Like most other fiat money reformers, Mr. Carmack is convinced that fiat money or centralized banking per se does not cause the country’s monetary problems. Who issues the currency and how it is issued cause them.

Mr. Carmack’s proposal does not have a formal governmentally owned and operated central bank like Great Britain does with the Bank of England. (The Bank of England is part of the British government; it is a government agency.) However, the Act requires the Department of the Treasury to act like a central bank in many ways. It holds the country’s banking reserves outside bank vaults. It appears to assume the Federal Reserve’s check-clearing activities. It manages the country’s money. The only activity that the Federal Reserve performs that the Department of the Treasury would not be doing seems to be rediscounting bills.

I do not know what Mr. Carmack intends to do with the Federal Reserve’s large staff of economists. The primary job of many of them seems to be to write scholarly articles for Federal Reserve journals. Perhaps he could use them to write scholarly articles to support his system.

Based on Footnote 8, Mr. Carmack believes that abolishing the Federal Reserve and transferring its power to the Department of the Treasury will eliminate or at least greatly reduce the power and influence of private bankers over the country’s banking and monetary policies. Placing all this power in the Department of the Treasury or any other governmental department does not solve this problem. Bankers have controlled the Department of the Treasury in nearly every administration since Washington’s administration.

Moreover, if he wants to reduce bankers’ influence, he should fire all employees of the Federal Reserve and forbid the federal government to employ any of them ever. They are all contaminated with banker influence. Yet he wants to move all these pro-banker people to the Department of the Treasury and put them in charge of his system. If he really wants to eliminate the power of the bankers, he needs to eliminate the power instead of transferring it.

Section 14, Penalties, sets forth penalties for engaging in fractional reserve banking. Does this mean that the U.S. government is going to fine itself for engaging in fractional reserve banking? Or is it above the law? When Congress appropriates money from the Treasury Department Deposits held as reserves for checking accounts and the President and his bureaucrats spend it, are they going to prison for 20 years? Or are they above the law?

Section 15, Withdrawal from International Banks, requires the U.S. government and the Federal Reserve to end their membership and participation “with the Bank for International Settlements, the International Monetary Fund, the World Bank, and all other international banks” that are “inconsistent with and in direct conflict with the purposes of this Act.” It also directs the President “to take such steps as may be necessary to withdraw the United States from all participation, and membership, in the Bank for International Settlements, the International Monetary Fund, the World Bank, and all other international banks.” The withdrawals must be achieved within one year. He must “recover the original and any subsequent United States subscriptions, contributions and quotas to such organizations, not already fully and lawfully expended, whether in the form of gold, deposits, currency or otherwise” This Section directs the President “to enter into negotiations to establish new exchange facilities” that have “no authority to create money or credit in any form” and that have “no independent authority to establish laws or regulations binding upon the United States or its banks, financial institutions or citizens.”

Withdrawal from these organizations is one of the few positive features of this Act.
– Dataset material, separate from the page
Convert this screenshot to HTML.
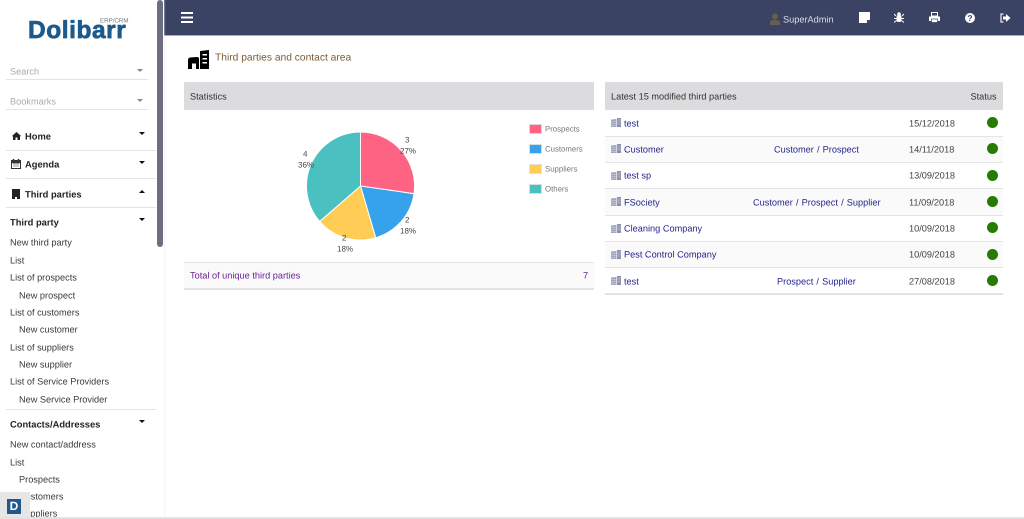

I question the need to enter “into negotiations to establish money exchange facilities.” Other than giving the U.S. government more control over foreign trade and by extension domestic commerce, what purpose would they serve? Companies that want to engage in foreign trade should bear the expense and risks of making their own deals.

Section 16 Foreign Exchange, directs the Secretary of the Treasury to regulate foreign exchange rates to allow “the external rate of exchange freely to fluctuate, as foreign price levels fluctuate (i.e., in accordance with their respective purchasing power), while utilizing the exchange stabilization fund and foreign currency reserves to counterbalance fluctuations in the exchange rate.” He is to adopt regulations to “1. keep the stable, internal domestic price level established by this Act unaffected by foreign exchange rate fluctuations; 2. maintain imports and exports of capital, in equilibrium.” Under no circumstances are “the foreign exchange rates [to] be allowed to alter the fixed rate of monetary growth set forth in section 7.”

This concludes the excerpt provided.